Friday, October 24, 2014

Book-A-Day 2014 #295: No Matter How I Look at It, It's You Guys' Fault I'm Not Popular!, Vol. 5 by Nico Tanigawa

I might not have anything more to say about Tomoko Kuroki. She's a wonderful, glorious character -- deeply conflicted as a misanthrope who wants people to like her and a girl who wants a boyfriend despite the fact that she's so socially anxious she can't talk to anyone -- but I've already written about the first four books of this series, and said there the things I might say here.

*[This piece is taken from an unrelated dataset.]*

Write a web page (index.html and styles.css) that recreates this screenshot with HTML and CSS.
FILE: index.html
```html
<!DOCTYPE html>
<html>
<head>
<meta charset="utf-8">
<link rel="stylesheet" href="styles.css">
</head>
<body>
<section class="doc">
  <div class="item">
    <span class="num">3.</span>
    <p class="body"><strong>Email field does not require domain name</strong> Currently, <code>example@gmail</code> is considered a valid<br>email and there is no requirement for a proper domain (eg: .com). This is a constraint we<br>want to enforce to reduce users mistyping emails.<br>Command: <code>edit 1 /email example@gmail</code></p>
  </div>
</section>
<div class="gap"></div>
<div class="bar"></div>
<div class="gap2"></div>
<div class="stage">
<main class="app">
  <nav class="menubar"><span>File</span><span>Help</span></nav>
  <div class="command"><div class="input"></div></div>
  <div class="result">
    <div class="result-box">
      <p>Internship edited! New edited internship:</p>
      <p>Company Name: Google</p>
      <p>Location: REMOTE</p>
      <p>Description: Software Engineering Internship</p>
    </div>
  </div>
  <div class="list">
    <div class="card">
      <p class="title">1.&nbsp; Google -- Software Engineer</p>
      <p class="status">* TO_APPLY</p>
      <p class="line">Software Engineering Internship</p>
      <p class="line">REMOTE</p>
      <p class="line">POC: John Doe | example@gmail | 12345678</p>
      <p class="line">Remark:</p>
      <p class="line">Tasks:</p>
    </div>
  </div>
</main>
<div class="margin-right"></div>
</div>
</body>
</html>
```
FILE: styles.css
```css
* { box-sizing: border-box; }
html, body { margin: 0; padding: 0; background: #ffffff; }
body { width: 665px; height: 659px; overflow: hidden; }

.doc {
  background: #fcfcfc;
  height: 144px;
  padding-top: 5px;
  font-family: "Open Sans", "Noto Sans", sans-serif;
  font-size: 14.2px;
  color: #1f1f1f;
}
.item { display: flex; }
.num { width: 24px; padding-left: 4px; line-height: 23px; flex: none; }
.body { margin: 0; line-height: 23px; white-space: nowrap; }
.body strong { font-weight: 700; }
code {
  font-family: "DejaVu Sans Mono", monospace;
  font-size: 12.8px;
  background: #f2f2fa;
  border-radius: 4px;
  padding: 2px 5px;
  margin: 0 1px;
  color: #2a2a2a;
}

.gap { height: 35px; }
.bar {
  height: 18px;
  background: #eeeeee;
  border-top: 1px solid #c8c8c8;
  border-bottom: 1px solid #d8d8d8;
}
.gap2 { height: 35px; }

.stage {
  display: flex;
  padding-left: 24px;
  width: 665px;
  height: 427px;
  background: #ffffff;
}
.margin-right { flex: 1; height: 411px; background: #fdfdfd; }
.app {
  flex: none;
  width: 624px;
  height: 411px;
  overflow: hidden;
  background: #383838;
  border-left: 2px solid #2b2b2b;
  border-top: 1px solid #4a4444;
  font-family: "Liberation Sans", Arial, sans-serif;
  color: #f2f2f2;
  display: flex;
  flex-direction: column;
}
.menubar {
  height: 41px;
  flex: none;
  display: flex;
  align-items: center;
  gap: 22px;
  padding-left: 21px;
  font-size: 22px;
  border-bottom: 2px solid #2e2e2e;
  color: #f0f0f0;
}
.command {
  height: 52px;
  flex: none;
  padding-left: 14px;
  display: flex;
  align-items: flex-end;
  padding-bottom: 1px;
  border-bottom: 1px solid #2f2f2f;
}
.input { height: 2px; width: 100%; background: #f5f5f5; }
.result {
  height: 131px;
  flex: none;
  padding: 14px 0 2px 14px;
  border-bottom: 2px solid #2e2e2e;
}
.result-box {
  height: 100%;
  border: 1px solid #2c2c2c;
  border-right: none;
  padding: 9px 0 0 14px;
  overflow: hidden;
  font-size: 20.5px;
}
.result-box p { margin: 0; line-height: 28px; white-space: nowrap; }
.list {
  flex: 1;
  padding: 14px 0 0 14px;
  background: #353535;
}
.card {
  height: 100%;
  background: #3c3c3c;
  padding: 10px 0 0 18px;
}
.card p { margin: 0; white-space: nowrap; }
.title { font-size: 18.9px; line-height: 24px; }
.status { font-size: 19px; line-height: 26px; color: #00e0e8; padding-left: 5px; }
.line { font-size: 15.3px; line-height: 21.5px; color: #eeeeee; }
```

Tomoko is back in No Matter How I Look at It, It's You Guys' Fault I'm Not Popular!, Vol. 5, which sees her begin her second high school year with the additional burden of her younger brother Kuroki joining her there as a first-year. (As always, No Matter is by a team of two manga-ka that work under the single name "Nico Tanagawa.") She's still not socially adept in any way, and still obsessed with sex in the least useful ways, but she understands herself better by this point, which makes the stories less immediately lacerating.

Tomoko spends her time alone -- no matter how many people are around her -- partially because she prefers that, and partially because she's just no good at interacting with others. (Real life is sadly different from her beloved dating sims: there's no one right answer to unlock the next level, and real people frustratingly refuse to follow any scripts.) But she's setting less lofty goals in these stories -- using a point system to force herself to talk to people, bringing her grades back up to average to avoid cram school, making a funny introduction to the class at the beginning of the year -- and more or less hitting those goals, which is a big win for her.

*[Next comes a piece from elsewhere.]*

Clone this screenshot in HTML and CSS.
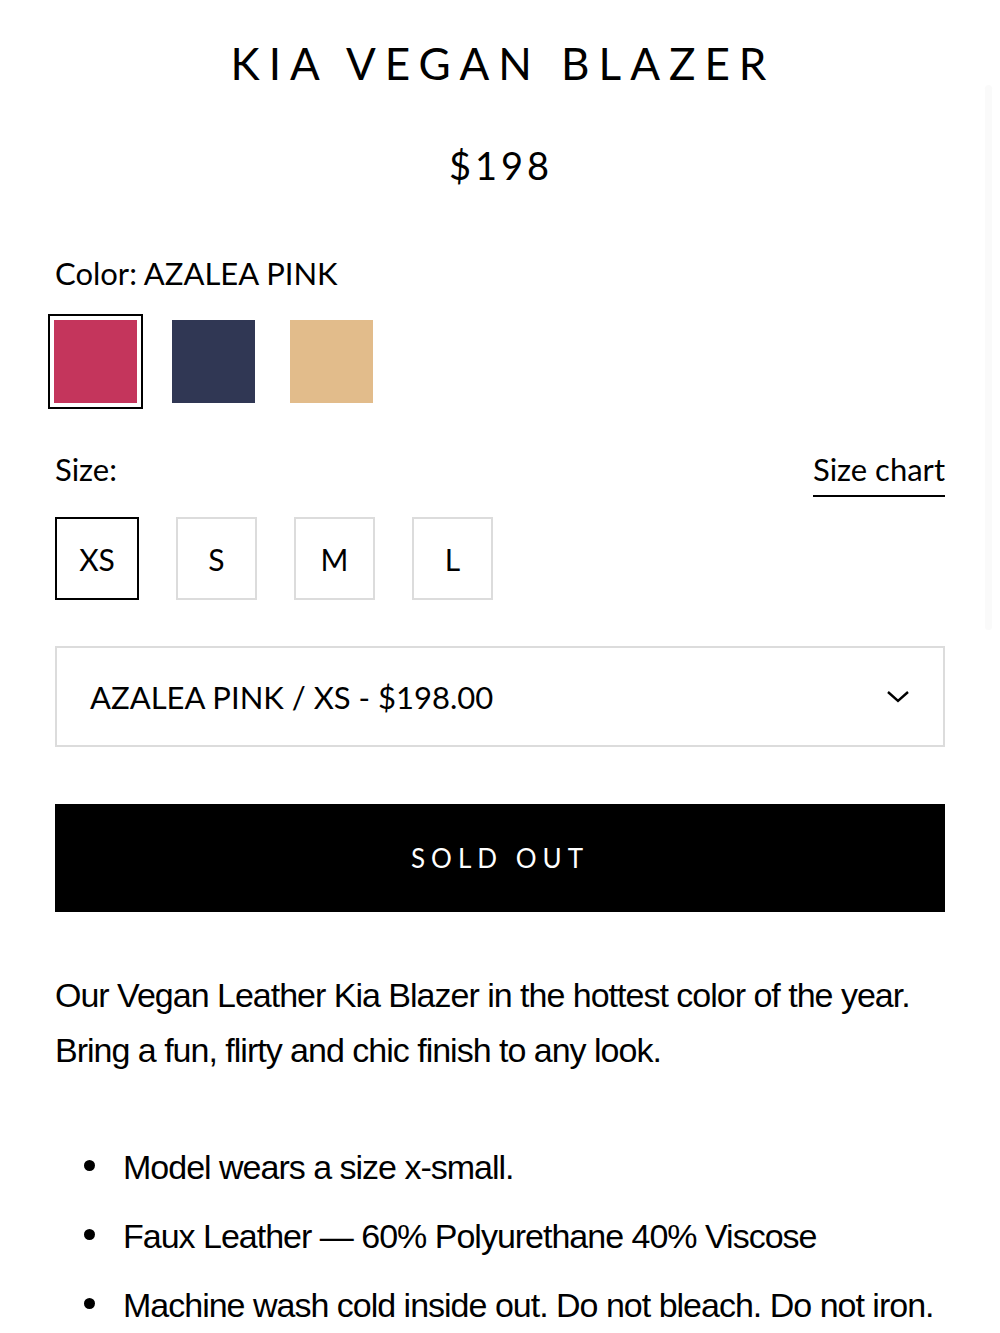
FILE: index.html
```html
<!DOCTYPE html>
<html lang="en">
<head>
    <meta charset="UTF-8">
    <meta name="viewport" content="width=device-width, initial-scale=1.0">
    <title>Kia Vegan Blazer</title>
    <link rel="stylesheet" href="styles.css">
</head>
<body>

    <div class="product">
        <h1 class="product-title">KIA VEGAN BLAZER</h1>
        <p class="product-price">$198</p>

        <!-- Couleur -->
        <div class="option">
            <div class="option-label">Color: <span>AZALEA PINK</span></div>
            <div class="swatches">
                <span class="swatch selected"><span class="swatch-color pink"></span></span>
                <span class="swatch"><span class="swatch-color navy"></span></span>
                <span class="swatch"><span class="swatch-color nude"></span></span>
            </div>
        </div>

        <!-- Taille -->
        <div class="option option-size">
            <div class="option-head">
                <div class="option-label">Size:</div>
                <a href="#" class="size-chart">Size chart</a>
            </div>
            <div class="sizes">
                <button class="size selected">XS</button>
                <button class="size">S</button>
                <button class="size">M</button>
                <button class="size">L</button>
            </div>
        </div>

        <div class="variant-select">
            <span>AZALEA PINK / XS - $198.00</span>
            <svg width="24" height="14" viewBox="0 0 24 14" fill="none" stroke="#000" stroke-width="2.4">
                <polyline points="2,2 12,11 22,2"/>
            </svg>
        </div>

        <button class="sold-out">SOLD OUT</button>

        <div class="description">
            <p>Our Vegan Leather Kia Blazer in the hottest color of the year. Bring a fun, flirty and chic finish to any look.</p>
            <ul>
                <li>Model wears a size x-small.</li>
                <li>Faux Leather — 60% Polyurethane 40% Viscose</li>
                <li>Machine wash cold inside out. Do not bleach. Do not iron.</li>
            </ul>
        </div>
    </div>

    <div class="scroll-hint"></div>

</body>
</html>
```

FILE: styles.css
```css
* {
    margin: 0;
    padding: 0;
    box-sizing: border-box;
}

body {
    font-family: Lato, "Open Sans", sans-serif;
    color: #000;
    background-color: #fff;
}

.product {
    padding: 0 55px;
}

.product-title {
    text-align: center;
    font-size: 44px;
    font-weight: 400;
    letter-spacing: 9px;
    line-height: 56px;
    padding-top: 35px;
    padding-left: 6px;
}

.product-price {
    text-align: center;
    font-size: 38px;
    letter-spacing: 4px;
    line-height: 46px;
    margin-top: 51px;
    padding-left: 2px;
}

.option {
    margin-top: 65px;
}

.option-size {
    margin-top: 40px;
}

.option-label {
    font-size: 31px;
    line-height: 40px;
}

.option-head {
    display: flex;
    justify-content: space-between;
    align-items: flex-start;
}

.size-chart {
    font-size: 31px;
    line-height: 40px;
    color: #000;
    text-decoration: none;
    border-bottom: 2px solid #000;
    padding-bottom: 6px;
}

.swatches {
    display: flex;
    gap: 23px;
    margin-top: 21px;
    margin-left: -7px;
}

.swatch {
    display: block;
    padding: 4px;
    border: 2px solid transparent;
}

.swatch.selected {
    border-color: #000;
}

.swatch-color {
    display: block;
    width: 83px;
    height: 83px;
}

.pink {
    background-color: #c4355c;
}

.navy {
    background-color: #303754;
}

.nude {
    background-color: #e2bc8b;
}

.sizes {
    display: flex;
    gap: 37px;
    margin-top: 20px;
}

.size {
    width: 81px;
    height: 83px;
    background: #fff;
    border: 2px solid #dcdcdc;
    font-family: Lato, "Open Sans", sans-serif;
    font-size: 30px;
    color: #000;
}

.size.selected {
    width: 84px;
    border-color: #000;
}

.variant-select {
    display: flex;
    justify-content: space-between;
    align-items: center;
    height: 101px;
    margin-top: 46px;
    padding: 0 33px 0 33px;
    border: 2px solid #dcdcdc;
    font-size: 31px;
}

.sold-out {
    display: block;
    width: 100%;
    height: 108px;
    margin-top: 57px;
    background-color: #000;
    color: #fff;
    border: none;
    font-family: Lato, "Open Sans", sans-serif;
    font-size: 26px;
    letter-spacing: 6px;
}

.description {
    margin-top: 56px;
    font-family: "Liberation Sans", Arial, sans-serif;
    font-size: 34px;
    letter-spacing: -1px;
    line-height: 55px;
}

.description ul {
    list-style: none;
    margin-top: 55px;
    padding-left: 68px;
}

.description li {
    position: relative;
    line-height: 69px;
}

.description li::before {
    content: "";
    position: absolute;
    left: -39px;
    top: 27px;
    width: 11px;
    height: 11px;
    border-radius: 50%;
    background-color: #000;
}

.scroll-hint {
    position: absolute;
    top: 85px;
    left: 985px;
    width: 7px;
    height: 545px;
    border-radius: 4px;
    background-color: #fafafa;
}
```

Of course, she's also trying to get "ahead" of other girls in her class by image-searching for "d*cks" -- during class, no less -- and accidentally impersonating a flasher at a local park, so don't expect things to go smoothly for her. She's as awkward and introverted as ever, and even her reasonable, sensible plans are not massive successes.

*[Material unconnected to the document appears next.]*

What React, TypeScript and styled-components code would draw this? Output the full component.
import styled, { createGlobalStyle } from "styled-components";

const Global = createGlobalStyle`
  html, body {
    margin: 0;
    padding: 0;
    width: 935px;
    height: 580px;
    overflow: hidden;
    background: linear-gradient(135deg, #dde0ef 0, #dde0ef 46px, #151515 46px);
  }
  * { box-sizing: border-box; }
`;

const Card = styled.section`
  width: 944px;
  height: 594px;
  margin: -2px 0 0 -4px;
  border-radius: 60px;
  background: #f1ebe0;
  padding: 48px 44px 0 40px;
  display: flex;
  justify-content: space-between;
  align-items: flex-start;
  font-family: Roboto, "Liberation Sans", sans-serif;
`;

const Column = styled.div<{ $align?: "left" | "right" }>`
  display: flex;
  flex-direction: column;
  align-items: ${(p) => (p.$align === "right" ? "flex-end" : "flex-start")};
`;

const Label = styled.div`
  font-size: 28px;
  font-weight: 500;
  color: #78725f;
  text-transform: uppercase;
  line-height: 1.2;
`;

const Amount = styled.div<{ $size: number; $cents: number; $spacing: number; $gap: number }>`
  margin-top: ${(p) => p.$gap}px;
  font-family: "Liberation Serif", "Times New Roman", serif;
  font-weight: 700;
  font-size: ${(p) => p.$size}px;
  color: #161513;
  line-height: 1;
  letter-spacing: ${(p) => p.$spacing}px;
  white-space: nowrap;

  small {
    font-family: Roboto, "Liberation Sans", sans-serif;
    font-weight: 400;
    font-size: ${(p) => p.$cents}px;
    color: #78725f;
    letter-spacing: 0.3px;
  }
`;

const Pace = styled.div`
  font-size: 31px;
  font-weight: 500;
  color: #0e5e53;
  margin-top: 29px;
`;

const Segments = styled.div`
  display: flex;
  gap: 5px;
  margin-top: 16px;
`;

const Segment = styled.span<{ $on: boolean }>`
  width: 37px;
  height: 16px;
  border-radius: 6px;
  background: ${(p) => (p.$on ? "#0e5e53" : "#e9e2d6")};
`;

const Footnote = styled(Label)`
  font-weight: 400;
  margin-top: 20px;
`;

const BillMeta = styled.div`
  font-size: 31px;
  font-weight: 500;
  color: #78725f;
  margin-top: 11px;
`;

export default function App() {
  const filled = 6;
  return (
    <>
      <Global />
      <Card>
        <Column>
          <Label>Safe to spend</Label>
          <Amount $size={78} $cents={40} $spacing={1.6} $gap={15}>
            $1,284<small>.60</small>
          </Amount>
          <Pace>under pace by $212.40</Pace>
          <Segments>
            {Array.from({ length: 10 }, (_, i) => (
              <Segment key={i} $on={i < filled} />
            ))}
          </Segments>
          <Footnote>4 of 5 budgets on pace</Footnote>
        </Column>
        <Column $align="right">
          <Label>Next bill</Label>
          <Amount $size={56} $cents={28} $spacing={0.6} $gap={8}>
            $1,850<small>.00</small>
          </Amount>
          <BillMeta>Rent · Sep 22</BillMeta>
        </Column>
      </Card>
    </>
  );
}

But there is hope for Tomoko: she seems more satisfied with herself and more centered by this point, without the naked yearning of the first couple of volumes. It's a hard road, but it's just possible that our little Tomoko is growing up. And I'm happy to continue to check in with her as she does, hoping that she will someday get that boyfriend and happy life...even if I'm sure she'll never be "popular."